#### [MATERIAL PROVIDED]
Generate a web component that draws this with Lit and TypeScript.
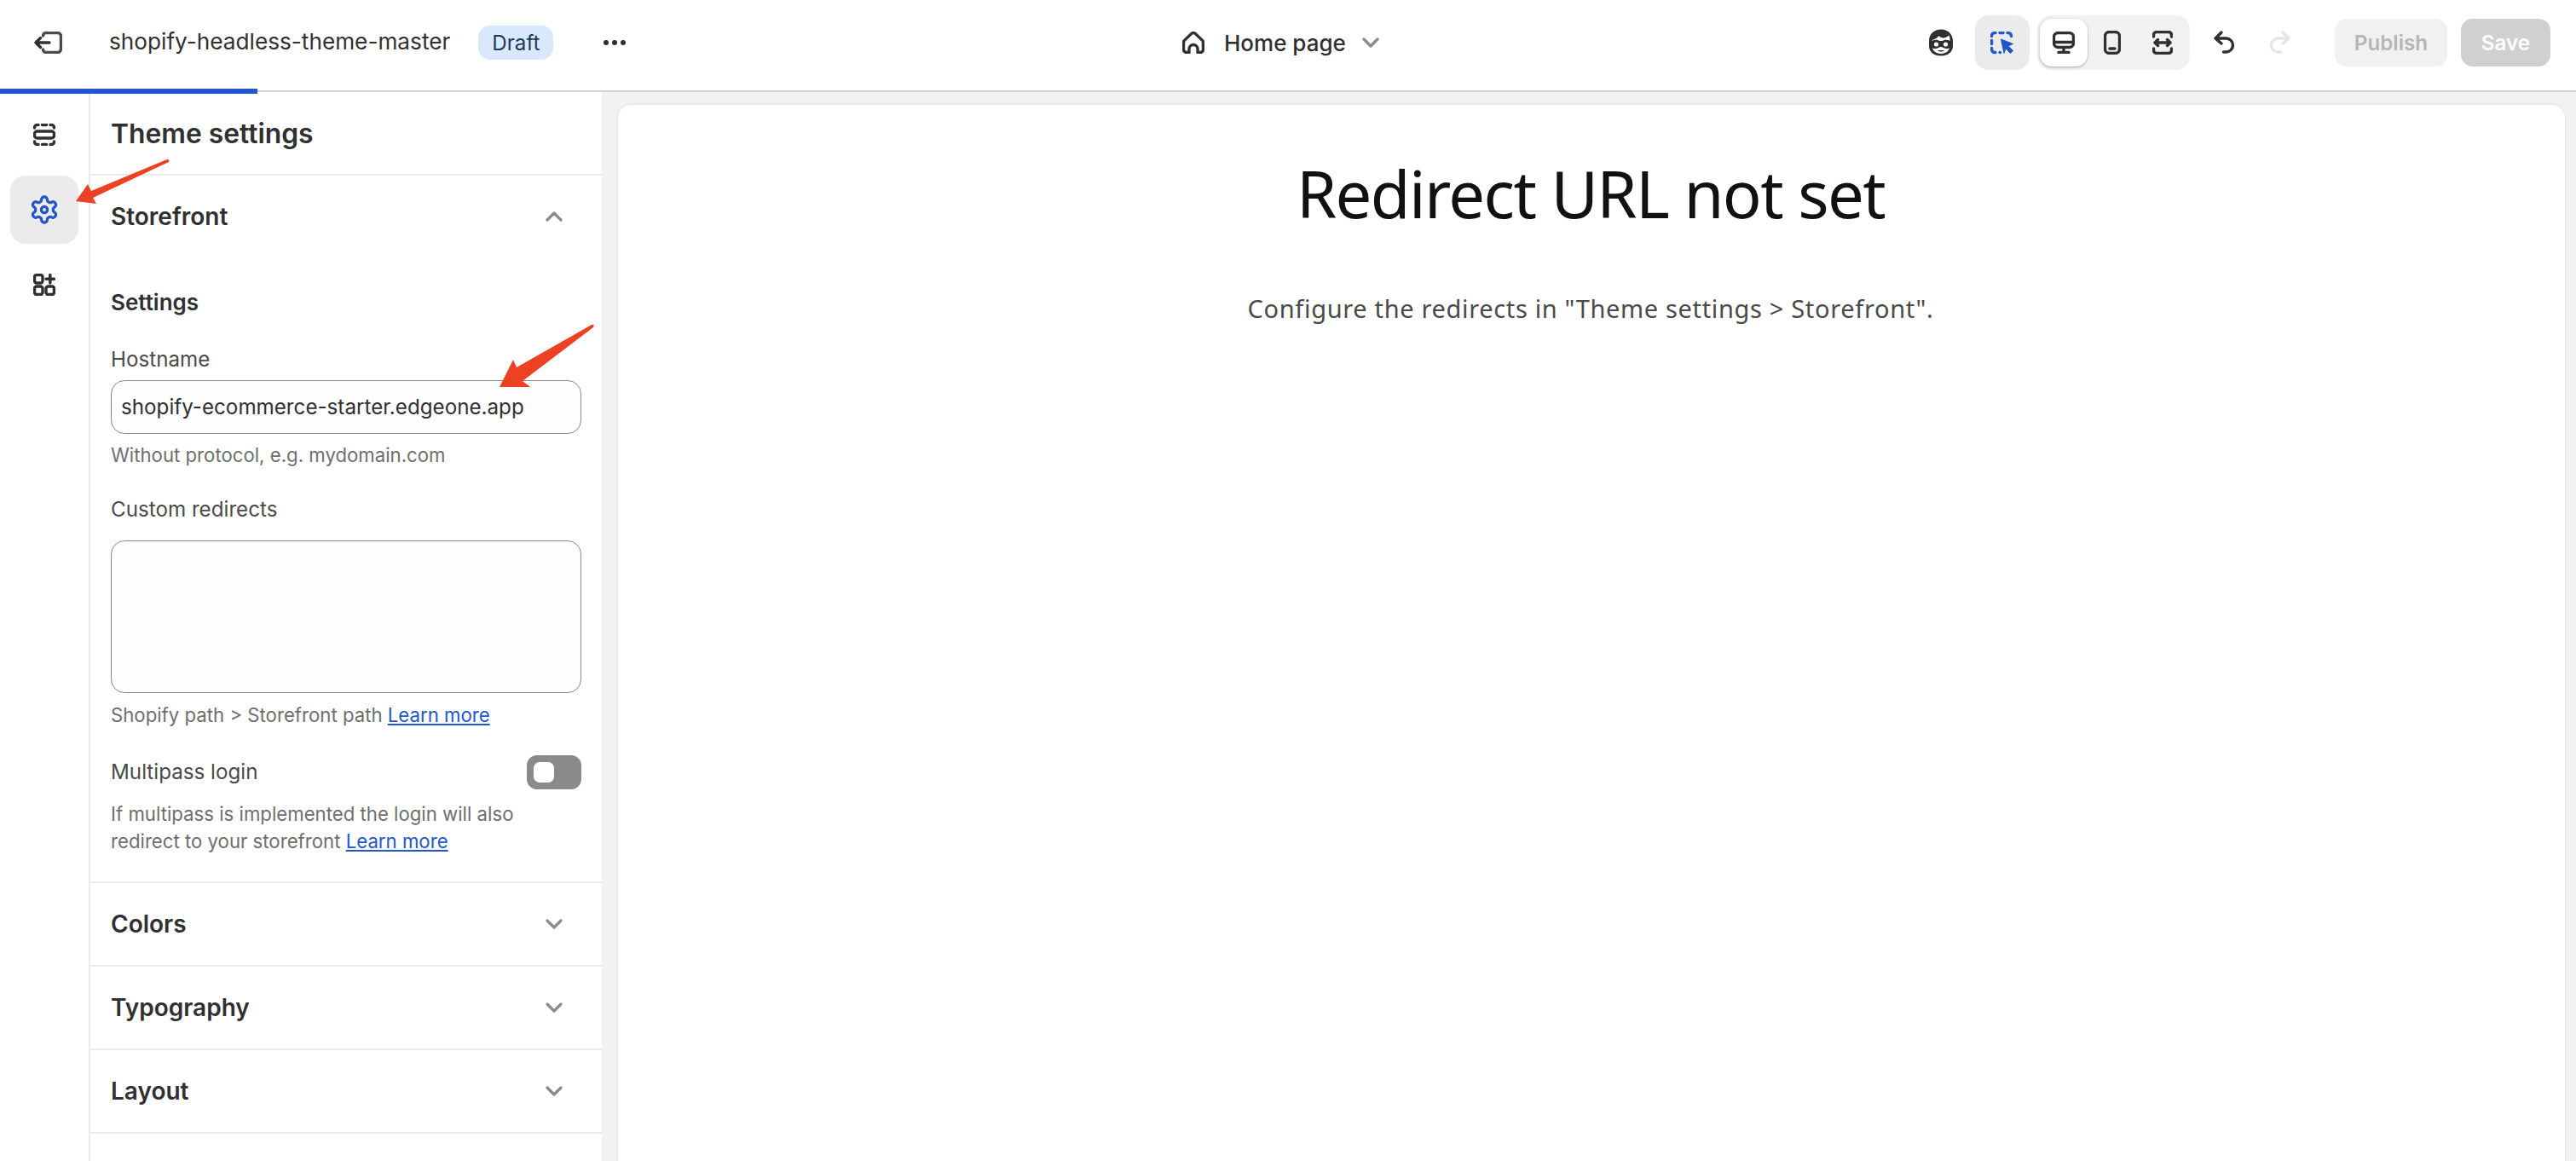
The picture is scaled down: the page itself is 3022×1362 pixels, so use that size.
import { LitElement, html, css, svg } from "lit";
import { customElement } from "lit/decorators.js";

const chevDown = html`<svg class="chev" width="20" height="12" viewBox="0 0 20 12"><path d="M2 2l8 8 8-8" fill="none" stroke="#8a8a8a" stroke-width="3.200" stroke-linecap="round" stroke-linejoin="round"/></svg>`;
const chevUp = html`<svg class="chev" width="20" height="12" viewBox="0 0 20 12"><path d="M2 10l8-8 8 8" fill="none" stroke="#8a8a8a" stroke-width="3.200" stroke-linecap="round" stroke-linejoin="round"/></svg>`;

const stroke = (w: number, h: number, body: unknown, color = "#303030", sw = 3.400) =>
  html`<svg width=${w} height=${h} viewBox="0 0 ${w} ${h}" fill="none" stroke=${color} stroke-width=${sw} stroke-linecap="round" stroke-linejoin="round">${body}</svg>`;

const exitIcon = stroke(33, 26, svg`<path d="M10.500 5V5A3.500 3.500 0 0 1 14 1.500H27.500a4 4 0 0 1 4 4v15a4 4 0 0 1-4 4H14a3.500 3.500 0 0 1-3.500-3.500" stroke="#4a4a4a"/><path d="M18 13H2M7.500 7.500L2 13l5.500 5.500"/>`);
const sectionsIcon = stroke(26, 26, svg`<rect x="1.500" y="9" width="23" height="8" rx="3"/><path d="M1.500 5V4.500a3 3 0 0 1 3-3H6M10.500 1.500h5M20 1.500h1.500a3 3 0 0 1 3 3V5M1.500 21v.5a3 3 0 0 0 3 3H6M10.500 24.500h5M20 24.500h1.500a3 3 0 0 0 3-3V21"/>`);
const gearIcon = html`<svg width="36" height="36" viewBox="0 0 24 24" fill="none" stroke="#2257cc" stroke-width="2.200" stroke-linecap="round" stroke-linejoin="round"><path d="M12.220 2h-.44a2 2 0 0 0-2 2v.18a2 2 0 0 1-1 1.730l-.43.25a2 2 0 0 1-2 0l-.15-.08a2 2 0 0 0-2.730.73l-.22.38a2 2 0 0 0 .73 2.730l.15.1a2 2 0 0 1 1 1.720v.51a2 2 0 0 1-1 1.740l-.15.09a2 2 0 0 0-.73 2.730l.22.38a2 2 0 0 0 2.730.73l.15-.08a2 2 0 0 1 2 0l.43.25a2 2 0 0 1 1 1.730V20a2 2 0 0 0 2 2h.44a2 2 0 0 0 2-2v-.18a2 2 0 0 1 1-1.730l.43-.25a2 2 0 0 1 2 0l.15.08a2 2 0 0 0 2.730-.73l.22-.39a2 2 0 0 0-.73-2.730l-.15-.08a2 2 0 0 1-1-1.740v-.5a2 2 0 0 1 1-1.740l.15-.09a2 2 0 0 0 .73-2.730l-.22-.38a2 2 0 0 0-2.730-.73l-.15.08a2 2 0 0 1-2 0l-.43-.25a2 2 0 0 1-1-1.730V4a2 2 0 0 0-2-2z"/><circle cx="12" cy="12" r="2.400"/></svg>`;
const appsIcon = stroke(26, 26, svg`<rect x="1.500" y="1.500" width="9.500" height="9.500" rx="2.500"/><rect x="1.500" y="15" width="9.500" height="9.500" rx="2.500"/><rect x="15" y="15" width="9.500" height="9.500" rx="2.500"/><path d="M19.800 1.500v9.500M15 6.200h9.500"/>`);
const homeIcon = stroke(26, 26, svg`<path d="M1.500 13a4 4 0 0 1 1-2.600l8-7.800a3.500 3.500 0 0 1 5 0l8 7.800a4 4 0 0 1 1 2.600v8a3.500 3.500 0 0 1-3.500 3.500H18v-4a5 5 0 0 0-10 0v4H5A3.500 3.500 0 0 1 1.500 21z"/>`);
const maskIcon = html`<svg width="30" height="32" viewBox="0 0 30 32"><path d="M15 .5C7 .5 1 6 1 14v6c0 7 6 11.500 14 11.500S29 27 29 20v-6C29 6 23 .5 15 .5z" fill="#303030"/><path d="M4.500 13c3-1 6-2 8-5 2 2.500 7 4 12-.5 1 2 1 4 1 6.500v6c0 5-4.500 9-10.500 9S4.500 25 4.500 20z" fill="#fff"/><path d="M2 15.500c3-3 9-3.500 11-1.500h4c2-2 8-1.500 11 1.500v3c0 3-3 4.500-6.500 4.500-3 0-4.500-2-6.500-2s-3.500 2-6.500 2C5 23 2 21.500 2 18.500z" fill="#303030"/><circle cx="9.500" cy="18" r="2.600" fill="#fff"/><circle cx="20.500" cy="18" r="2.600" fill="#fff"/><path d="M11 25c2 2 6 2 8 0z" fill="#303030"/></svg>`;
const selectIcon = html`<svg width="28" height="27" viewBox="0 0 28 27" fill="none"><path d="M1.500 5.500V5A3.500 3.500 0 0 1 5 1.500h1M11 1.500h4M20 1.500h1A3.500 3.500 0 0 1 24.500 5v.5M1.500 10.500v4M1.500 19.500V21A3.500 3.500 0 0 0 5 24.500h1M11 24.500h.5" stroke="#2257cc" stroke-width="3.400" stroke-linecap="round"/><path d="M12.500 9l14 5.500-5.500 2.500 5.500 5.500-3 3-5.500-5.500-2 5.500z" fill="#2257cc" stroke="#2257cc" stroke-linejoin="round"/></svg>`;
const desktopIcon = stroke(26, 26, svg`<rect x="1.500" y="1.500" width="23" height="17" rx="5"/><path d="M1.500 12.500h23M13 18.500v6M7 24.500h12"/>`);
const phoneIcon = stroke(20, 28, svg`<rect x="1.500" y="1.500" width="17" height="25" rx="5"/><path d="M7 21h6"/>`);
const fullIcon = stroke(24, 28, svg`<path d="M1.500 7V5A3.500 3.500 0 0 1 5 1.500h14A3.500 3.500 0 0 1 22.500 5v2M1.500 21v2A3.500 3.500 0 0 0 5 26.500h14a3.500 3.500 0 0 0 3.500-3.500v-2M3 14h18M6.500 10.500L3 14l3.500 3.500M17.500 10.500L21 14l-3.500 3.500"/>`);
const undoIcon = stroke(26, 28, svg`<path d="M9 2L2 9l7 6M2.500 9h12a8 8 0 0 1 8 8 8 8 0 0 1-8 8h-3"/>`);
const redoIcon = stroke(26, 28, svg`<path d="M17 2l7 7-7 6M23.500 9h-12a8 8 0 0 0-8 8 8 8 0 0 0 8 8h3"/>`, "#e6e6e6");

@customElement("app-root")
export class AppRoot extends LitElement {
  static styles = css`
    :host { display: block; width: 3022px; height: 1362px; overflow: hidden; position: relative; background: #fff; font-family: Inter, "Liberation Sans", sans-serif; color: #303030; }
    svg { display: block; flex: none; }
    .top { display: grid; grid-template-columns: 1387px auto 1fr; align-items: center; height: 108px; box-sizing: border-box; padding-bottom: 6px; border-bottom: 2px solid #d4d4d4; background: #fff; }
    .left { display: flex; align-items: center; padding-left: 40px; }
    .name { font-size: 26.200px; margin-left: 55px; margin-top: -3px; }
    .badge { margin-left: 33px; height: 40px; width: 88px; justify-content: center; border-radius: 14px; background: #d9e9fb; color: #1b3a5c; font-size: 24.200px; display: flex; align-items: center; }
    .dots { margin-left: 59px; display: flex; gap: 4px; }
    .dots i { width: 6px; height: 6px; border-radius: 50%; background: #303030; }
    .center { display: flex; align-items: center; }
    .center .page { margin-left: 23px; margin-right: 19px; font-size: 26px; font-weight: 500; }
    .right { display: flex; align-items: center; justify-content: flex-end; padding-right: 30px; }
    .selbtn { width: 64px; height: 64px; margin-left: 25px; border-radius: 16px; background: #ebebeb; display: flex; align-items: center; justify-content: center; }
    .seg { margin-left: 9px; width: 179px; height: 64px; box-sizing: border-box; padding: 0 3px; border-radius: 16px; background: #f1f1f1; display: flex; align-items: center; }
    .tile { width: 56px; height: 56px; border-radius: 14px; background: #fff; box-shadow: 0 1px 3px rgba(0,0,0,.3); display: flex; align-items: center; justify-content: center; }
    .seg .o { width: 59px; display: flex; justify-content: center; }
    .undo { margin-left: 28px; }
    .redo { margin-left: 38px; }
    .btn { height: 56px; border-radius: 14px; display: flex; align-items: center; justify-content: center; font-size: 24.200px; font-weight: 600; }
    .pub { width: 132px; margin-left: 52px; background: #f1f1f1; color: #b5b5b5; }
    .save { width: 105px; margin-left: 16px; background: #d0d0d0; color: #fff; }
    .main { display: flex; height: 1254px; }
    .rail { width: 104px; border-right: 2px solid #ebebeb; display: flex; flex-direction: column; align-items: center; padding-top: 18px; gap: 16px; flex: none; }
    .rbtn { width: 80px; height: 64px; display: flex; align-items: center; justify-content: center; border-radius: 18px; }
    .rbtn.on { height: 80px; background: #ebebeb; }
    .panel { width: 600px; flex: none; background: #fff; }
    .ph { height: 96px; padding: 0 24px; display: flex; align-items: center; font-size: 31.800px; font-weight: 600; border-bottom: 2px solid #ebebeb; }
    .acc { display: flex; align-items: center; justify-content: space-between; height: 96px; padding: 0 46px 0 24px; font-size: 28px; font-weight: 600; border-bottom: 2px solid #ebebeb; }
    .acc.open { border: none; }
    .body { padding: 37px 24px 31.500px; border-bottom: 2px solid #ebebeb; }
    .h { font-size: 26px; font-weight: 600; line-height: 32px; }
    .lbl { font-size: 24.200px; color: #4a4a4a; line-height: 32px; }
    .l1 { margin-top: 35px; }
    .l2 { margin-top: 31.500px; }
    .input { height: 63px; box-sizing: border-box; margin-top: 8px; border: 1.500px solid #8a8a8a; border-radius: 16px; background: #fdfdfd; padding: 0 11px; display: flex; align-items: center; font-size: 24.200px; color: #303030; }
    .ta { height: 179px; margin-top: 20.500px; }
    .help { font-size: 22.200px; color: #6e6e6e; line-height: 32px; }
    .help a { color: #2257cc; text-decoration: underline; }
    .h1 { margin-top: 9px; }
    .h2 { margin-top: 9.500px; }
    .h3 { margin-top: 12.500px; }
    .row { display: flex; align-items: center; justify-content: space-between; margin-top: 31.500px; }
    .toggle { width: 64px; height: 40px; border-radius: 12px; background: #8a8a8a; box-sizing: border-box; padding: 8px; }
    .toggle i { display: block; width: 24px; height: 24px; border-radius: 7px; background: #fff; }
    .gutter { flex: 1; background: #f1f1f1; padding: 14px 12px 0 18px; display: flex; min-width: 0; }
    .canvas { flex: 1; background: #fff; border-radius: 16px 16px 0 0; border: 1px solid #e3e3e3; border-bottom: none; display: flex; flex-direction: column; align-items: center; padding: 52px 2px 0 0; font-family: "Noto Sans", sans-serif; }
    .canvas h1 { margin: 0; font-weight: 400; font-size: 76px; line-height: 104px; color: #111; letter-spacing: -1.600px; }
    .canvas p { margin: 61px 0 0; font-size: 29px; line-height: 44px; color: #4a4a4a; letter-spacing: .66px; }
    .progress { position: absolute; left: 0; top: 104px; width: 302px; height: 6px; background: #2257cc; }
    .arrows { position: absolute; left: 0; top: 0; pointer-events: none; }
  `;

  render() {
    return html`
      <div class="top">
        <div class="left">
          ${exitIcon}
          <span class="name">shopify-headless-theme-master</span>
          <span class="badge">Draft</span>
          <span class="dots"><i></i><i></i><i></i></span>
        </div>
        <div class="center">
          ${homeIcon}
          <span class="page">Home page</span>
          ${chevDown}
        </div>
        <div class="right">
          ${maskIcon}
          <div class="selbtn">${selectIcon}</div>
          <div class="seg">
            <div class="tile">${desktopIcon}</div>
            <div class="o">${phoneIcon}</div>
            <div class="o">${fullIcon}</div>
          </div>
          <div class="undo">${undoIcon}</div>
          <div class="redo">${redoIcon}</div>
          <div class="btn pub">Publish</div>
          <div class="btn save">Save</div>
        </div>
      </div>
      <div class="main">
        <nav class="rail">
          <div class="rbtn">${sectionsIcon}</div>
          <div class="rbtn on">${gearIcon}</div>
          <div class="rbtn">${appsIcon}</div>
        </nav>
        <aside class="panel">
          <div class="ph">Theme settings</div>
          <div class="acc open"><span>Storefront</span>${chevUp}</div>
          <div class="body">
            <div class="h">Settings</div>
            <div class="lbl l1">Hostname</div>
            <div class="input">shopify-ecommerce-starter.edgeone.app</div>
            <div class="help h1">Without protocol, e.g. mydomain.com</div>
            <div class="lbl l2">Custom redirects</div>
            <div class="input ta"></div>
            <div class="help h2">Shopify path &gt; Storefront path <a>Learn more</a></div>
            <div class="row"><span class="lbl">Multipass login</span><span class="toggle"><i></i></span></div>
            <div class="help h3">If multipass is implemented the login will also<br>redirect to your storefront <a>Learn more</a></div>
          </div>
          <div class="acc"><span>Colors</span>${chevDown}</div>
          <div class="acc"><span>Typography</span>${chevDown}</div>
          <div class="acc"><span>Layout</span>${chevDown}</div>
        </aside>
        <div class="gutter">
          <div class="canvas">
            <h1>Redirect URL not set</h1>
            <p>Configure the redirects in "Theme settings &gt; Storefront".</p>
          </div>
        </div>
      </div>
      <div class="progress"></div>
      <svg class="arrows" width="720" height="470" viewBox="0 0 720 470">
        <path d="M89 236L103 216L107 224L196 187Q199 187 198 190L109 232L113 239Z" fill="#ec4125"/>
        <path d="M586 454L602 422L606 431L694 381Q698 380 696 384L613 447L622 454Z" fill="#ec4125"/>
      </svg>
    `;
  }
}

#### [WORK TO COMPLETE]
Find all lines holding the string "page" and copy them.

#### [RESULT OF THIS EXERCISE]
The picture is scaled down: the page itself is 3022×1362 pixels, so use that size.
    .center .page { margin-left: 23px; margin-right: 19px; font-size: 26px; font-weight: 500; }
          <span class="page">Home page</span>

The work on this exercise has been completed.